Tahoe Nugget #141
California Ablaze July 4, 2008
Independence Day is here and many Americans across the country will celebrate the Fourth of July holiday with barbeque and fireworks. And this year, like in years past, Californians will be setting off
fireworks purchased legally from vendor stalls located at street corners and in shopping mall parking lots. The sale of these specially designated "safe and sane" fireworks has always seemed risky to me since July
through September is prime fire season in the Far West, and especially this year with more than 1,000 wildfires raging up and down the state.
Safe and sane fireworks do not include flying rockets or products like cherry bombs that explode. California is one of 39 states where some form of consumer fireworks is allowed. In most communities,
legal pyrotechnics are limited to sparklers, fountains, spinners, smoke bombs and noisemaking devices.
This "safe and sane" policy assumes that people will deploy them in the street in front of their house or on a similar paved area away from dry weeds and brush. In my opinion, that's expecting a lot from
celebrants with stockpiled fireworks whose critical thinking processes have been impaired after the second beer. (Fireworks in any form are absolutely prohibited in the Lake Tahoe Basin.)

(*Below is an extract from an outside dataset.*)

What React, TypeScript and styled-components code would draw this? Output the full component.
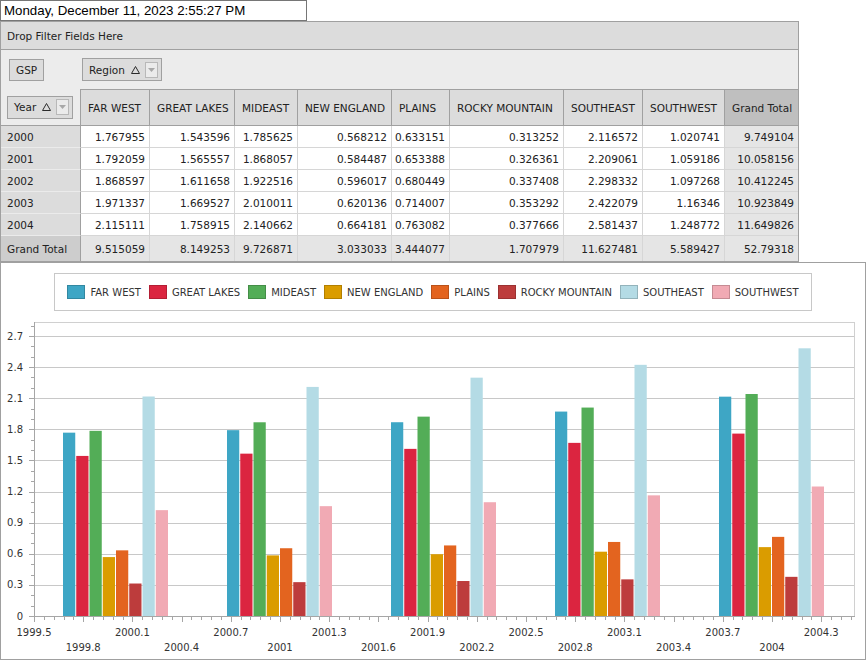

An unusually potent cold front that swept through the state on June 20, 2008 caused the current fire crisis. The Pacific front dropped little rain, but unleashed nearly 8,000 lightning strikes over the
northern part of the state and started more than 800 wildfires. After the driest spring in 150 years, the landscape is tinder dry and ready to burn. Governor Schwazenegger had already declared a statewide drought in
early June.
Since the storm blew through, there have been 1,781 wildfires statewide with more than 790 square miles burned so far (nearly 40% the size of Delaware). State highways and local roads are closed
throughout California due to wildfire activity and more than 20,000 personnel have been committed to the battle. Despite the scale and number of the conflagrations, only 31 residences have been destroyed so far.
Nearly 800 of the current fires are now contained.
Firefighting efforts have cost hundreds of millions of dollars so far and a pall of smoke has covered much of the state for nearly two weeks. Air quality in the Sacramento and San Joaquin valleys is the
worst it's been in more than a decade and health care professionals are reporting waiting rooms full of people with sore throats, itchy eyes and sniffles. Last weekend's Western States Endurance Run, an annual
100-mile, ultra-marathon race over the Sierra, was canceled for the first time in its 35-year history because of the health risks associated with the wildfires.
Photo #1: Safe and Sane fireworks legally sold in Sacramento. Photo #2: Current map of largest fires in Northern California. Photo #3: Lake Tahoe smoked out on June 25, 2008. Photo #4:
Westerly winds aloft blow smoke over the Tahoe Basin. Photo #5: Ready to burn and it's only July.